Is the Bill otherwise compliant with international human rights law?

 

  1. No. We solely address the matter of Clause 9.

 

  1. Clause 9 is intended to disentitle some stateless children born and growing up in the UK from their existing statutory right to British citizenship.[6] The existing statutory right was introduced to fulfil the UK’s international obligations under the 1961 UN Convention on the Reduction of Statelessness.

 

  1. Clause 9 seeks to impose an additional requirement concerning a need to demonstrate inability to acquire the nationality of another country. The hurdles to a child establishing statelessness are already significant. This additional requirement will add to these and effectively, therefore, leave them stateless.

 

  1. In the negotiations that led to the 1961 Convention, a primary consideration was how to best encourage States to take up the Convention and so make its aim of reducing statelessness effective. It was recognised that, among the international community, there were many competing conceptions as to how nationality of a State ought to be acquired.The UK’s representative expressly recognised these difficulties at an early stage of the discussions.[7] It is clear that the Convention has not had the impact that was wanted or is needed. In 2014, the current UN Secretary General, then UN High Commissioner for Refugees, announed a goal of ending what he described as “the scourage of statelessnessby 2024.[8] For the UK to seek to limit the effect of its legislative provisions towards achieving that goal is a profoundly harmful message to other States from whom action is vitally needed in this area.

 

  1. Moreover, it is not in the best interests of children (Article 3, 1989 UN Convention on the Rights of the Child) growing up in this country to be left stateless. The provisions of Article 7 and 8 of the 1989 Convention emphasise the especial importance of nationality to children and their identity.[9] The children are all born here. They have neither responsibility for nor influence over their condition of statelessness. However, the impact of growing up without the citizenship shared by their peers in this country will be alienating and profound.

 

  1. The Bill’s Human Rights Memorandum merely asserts that the Home Office “has carefully considered the best interests of the child throughout the formulation of all the policy given effect in this Bill”;[10] and asserts the clause is “reasonable” and the department “is satisfied that this is compatible with” its international law obligations.[11] Insofar as that constitutes any explanation for Ministers’ conclusions, it is threadbare. It involves neither any visible assessment of what are the best interests of children nor any evaluation of those interests against any countervailing considerations that may or may not be relevant. Not only is this manifestly inadequate justification for a legislative change that may leave children in a profoundly alienating condition of statelessness in the UK – where they were born, are developing an identity and connection alongside their peers – but it is further exposure of the departments failure to properly consider or apply children’s best interests in its citizenship, or indeed, other functions.

 

 

17/09/2021

 


[1] Paragraph 21

[2] Section 55 of the Borders, Citizenship and Immigration Act 2009 effectively incorporates this into UK domestic law in relation to the the Secretary of State’s nationality functions

[3] Paragraph 86

[4] e.g. to the Committee’s earlier inquiry into the UK’s record on children’s rights: http://data.parliament.uk/writtenevidence/committeeevidence.svc/evidencedocument/human-rights-committee/childrens-rights/written/40459.pdf

[5] The Secretary of State has repeatedly dismissed children’s citizenship rights as of any particular importance to their best interests by way of assertions that citizenship is not necessary to enable someone to stay in the UK, given her powers to grant leave to remain. That was, for example, advanced in her witness statement in her defence in R (PRCBC & Ors) v Secretary of State for the Home Department [2019] EWHC 3536 (Admin), see paragraph 27.

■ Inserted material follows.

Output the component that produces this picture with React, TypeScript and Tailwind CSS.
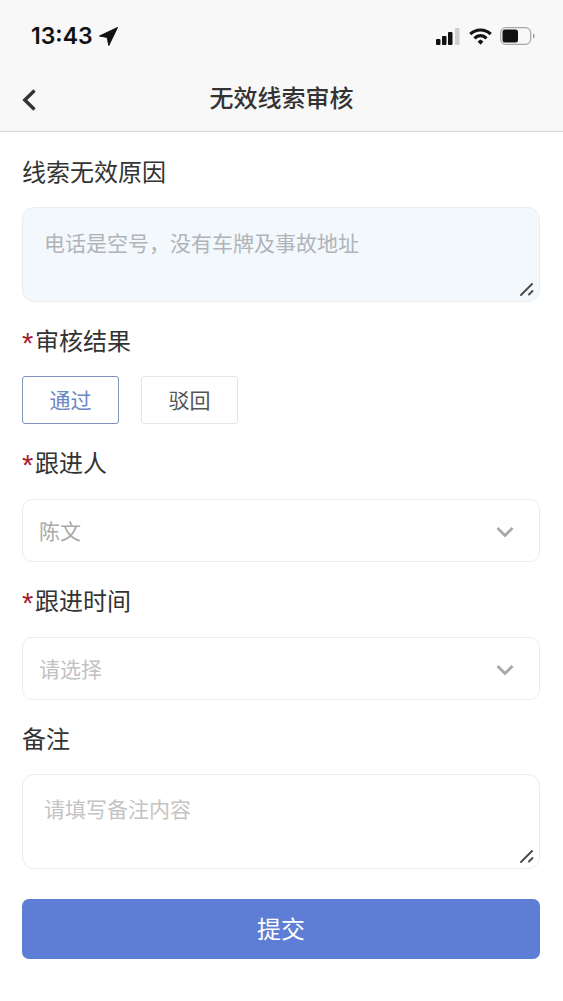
const font = { fontFamily: '"Noto Sans CJK SC", "Liberation Sans", sans-serif' };

function Grip() {
  return (
    <svg className="absolute right-[5px] bottom-[5px]" width="14" height="14" viewBox="0 0 14 14">
      <path d="M1 13 L12 2" stroke="#4a4a4a" strokeWidth="1.9" strokeLinecap="round" />
      <path d="M9 12.5 L12.5 9" stroke="#4a4a4a" strokeWidth="1.9" strokeLinecap="round" />
    </svg>
  );
}

function Label({ text, required, className }: { text: string; required?: boolean; className: string }) {
  return (
    <div className={`flex items-center h-[34px] text-[24px] leading-[34px] text-[#333] ${className}`}>
      {required && (
        <span className="w-[13px] h-[34px] pt-[3px] text-[#a8202f] text-[29px] leading-[34px]" style={{ fontFamily: '"Liberation Sans", sans-serif' }}>*</span>
      )}
      <span>{text}</span>
    </div>
  );
}

function Select({ value, className, tone }: { value: string; className: string; tone: string }) {
  return (
    <div className={`flex items-center justify-between h-[63px] rounded-[10px] border border-[#ebebeb] bg-white pl-[16px] pr-[25px] ${className}`}>
      <span className={`text-[21px] ${tone}`}>{value}</span>
      <svg className="mt-[3px]" width="18" height="12" viewBox="0 0 18 12" fill="none">
        <path d="M1.5 2 L9 9.5 L16.5 2" stroke="#a9a9a9" strokeWidth="2.8" />
      </svg>
    </div>
  );
}

export default function App() {
  return (
    <div className="w-[563px] h-[1001px] bg-white overflow-hidden" style={font}>
      <div className="h-[132px] bg-[#f8f8f8] border-b border-[#d4d4d4]">
        <div className="flex items-center justify-between h-[72px] pl-[31px] pr-[27px]">
          <div className="flex items-center gap-[6px]">
            <span className="text-[23px] font-semibold text-[#111]" style={{ fontFamily: 'Inter, sans-serif' }}>13:43</span>
            <svg width="19" height="19" viewBox="0 0 19 19"><path d="M18.5 0.5 L0.5 9 L8.2 10.4 L9.8 18.5 Z" fill="#111" stroke="#111" strokeWidth="1" strokeLinejoin="round" /></svg>
          </div>
          <div className="flex items-center">
            <svg width="24" height="17" viewBox="0 0 24 17">
              <rect x="0" y="11" width="4.5" height="6" rx="1" fill="#111" />
              <rect x="6" y="8" width="4.5" height="9" rx="1" fill="#111" />
              <rect x="12" y="4" width="4.5" height="13" rx="1" fill="#111" />
              <rect x="19" y="0" width="4.5" height="17" rx="1" fill="#cfcfcf" />
            </svg>
            <svg className="ml-[9px]" width="23" height="17" viewBox="0 0 23 17" fill="none">
              <path d="M1.3 6.2 C7 0.6 16 0.6 21.7 6.2" stroke="#111" strokeWidth="3.2" />
              <path d="M5.5 10.4 C9 6.8 14 6.8 17.5 10.4" stroke="#111" strokeWidth="3.2" />
              <path d="M8.6 13.4 L11.5 11.4 L14.4 13.4 L11.5 16.8 Z" fill="#111" />
            </svg>
            <svg className="ml-[8px]" width="36" height="18" viewBox="0 0 36 18" fill="none">
              <rect x="0.7" y="0.7" width="30" height="16.6" rx="5" stroke="#a8a8a8" strokeWidth="1.2" />
              <rect x="2.5" y="2.5" width="15.5" height="13" rx="2.5" fill="#111" />
              <path d="M33 6.5 C35 7.2 35 10.8 33 11.5 Z" fill="#999" />
            </svg>
          </div>
        </div>
        <div className="relative flex items-center justify-center h-[54px] pb-[4px]">
          <svg className="absolute left-[21px] top-[16px]" width="17" height="24" viewBox="0 0 17 24" fill="none">
            <path d="M13.5 2.5 L3.8 12 L13.5 21.5" stroke="#333" strokeWidth="3.4" />
          </svg>
          <span className="text-[24px] font-medium text-[#333]">无效线索审核</span>
        </div>
      </div>

      <div className="pl-[22px] pr-[23px]">
        <Label text="线索无效原因" className="mt-[22px]" />
        <div className="relative h-[95px] mt-[19px] rounded-[12px] border border-[#e9eef3] bg-[#f3f8fc] pl-[21px] pt-[16px] text-[21px] leading-[36px] text-[#b0b4b8]">
          电话是空号，没有车牌及事故地址
          <Grip />
        </div>

        <Label text="审核结果" required className="mt-[21px]" />
        <div className="flex gap-[22px] mt-[19px]">
          <div className="flex items-center justify-center w-[97px] h-[48px] rounded-[3px] border border-[#7f93ba] text-[21px] text-[#6a86c4]">通过</div>
          <div className="flex items-center justify-center w-[97px] h-[48px] rounded-[3px] border border-[#e6e6e6] text-[21px] text-[#555]">驳回</div>
        </div>

        <Label text="跟进人" required className="mt-[21px]" />
        <Select value="陈文" className="mt-[20px]" tone="text-[#a9a9a9]" />

        <Label text="跟进时间" required className="mt-[21px]" />
        <Select value="请选择" className="mt-[20px]" tone="text-[#c2c2c2]" />

        <Label text="备注" className="mt-[21px]" />
        <div className="relative h-[95px] mt-[19px] rounded-[12px] border border-[#ebebeb] bg-white pl-[21px] pt-[15px] text-[21px] leading-[36px] text-[#c4c4c4]">
          请填写备注内容
          <Grip />
        </div>

        <div className="flex items-center justify-center h-[60px] mt-[30px] pb-[2px] rounded-[7px] bg-[#5e7dd5] text-[24px] text-white">提交</div>
      </div>
    </div>
  );
}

[6] Section 36 & Schedule 2 (paragraph 3) of the British Nationality Act 1981

[7] See for example the early observations of the UK representative, Mr Ross, at the 2nd Plenary Meeting of UN Conference that led to the making of the Convention: A/CONF.9/SR.2: https://legal.un.org/diplomaticconferences/1959_statelessness/docs/english/vol_2/a_conf9_sr2.pdf

[8] See https://www.unhcr.org/uk/news/press/2014/11/545752c47a6/unhcr-announces-push-end-statelessness-worldwide-end-2024.html

[9] The importance of these provisions of the 1989 UN Conventoni on the Rights of the Child to interpretation and application of the 1961 Stateless Convention was emphasised at the Expert Meeting convened by the UN at Dakar in May 2011 on Interpreting the 1961 Statelessness Convention and Preventing Statelessness among Children (See Summary Conclusions, paragraphs 3-6).